Anne-Christine Royère (dir.)
Michèle Métail. La poésie en trois dimensions Les Presses du réel, 448 p., 30 euros
Il était temps, sans doute, qu’un ouvrage conséquent consacré au travail poétique de Michèle Métail paraisse. Une récente et magnifique lecture à trois voix et en trois langues de 2888, création à partir d’un fragment de son poème infini Compléments de noms, au Centre Pompidou, a rappelé, si besoin était, la qualité, l’exigence et la singularité de son oeuvre. Métail, qui a reçu le prix Bernard-Heidsieck en 2018, a commencé dès le début des années 1970 un travail de poésie sonore.
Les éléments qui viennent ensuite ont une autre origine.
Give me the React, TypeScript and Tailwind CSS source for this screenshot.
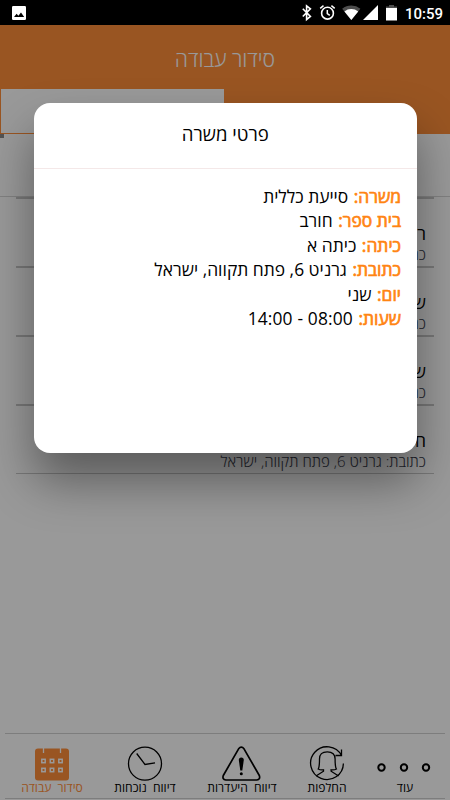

Le poème infini en est le fil conducteur comme le principe générateur qui, sous la forme d’une liste de compléments de noms, traverse paysages et univers de sens. Le poème est fait pour être lu et s’actualise sur des rouleaux ou d’autres formes plastiques. La poète déjoue ainsi les genres littéraires et artistiques par des formes poétiques « hors du livre » et par une attention particulière à la matérialité textuelle, graphique et acoustique du langage. Si son travail s’apparente aux questions problématisées par Umberto Eco dans l’OEuvre ouverte, c’est que, chez Michèle Métail, le langage n’est jamais fermé – ni dans le livre, ni dans une langue, ni dans une forme –, ni même achevé. Les déplacements de sens produits correspondent à ces propres déplacements physiques dans d’autres territoires et dans d’autres langues (notamment l’allemand et le chinois). C’est ce dont rend compte avec justesse la Poésie en trois dimensions. L’ouvrage rassemble poètes, artistes et universitaires qui, à travers entretiens, études théoriques (parfois alambiquées) ou témoignages, dressent le portrait étoilé du travail de Michèle Métail et en font apparaître la rigueur et la richesse. De nombreuses reproductions de ses travaux accompagnent les textes et en multiplient les échos.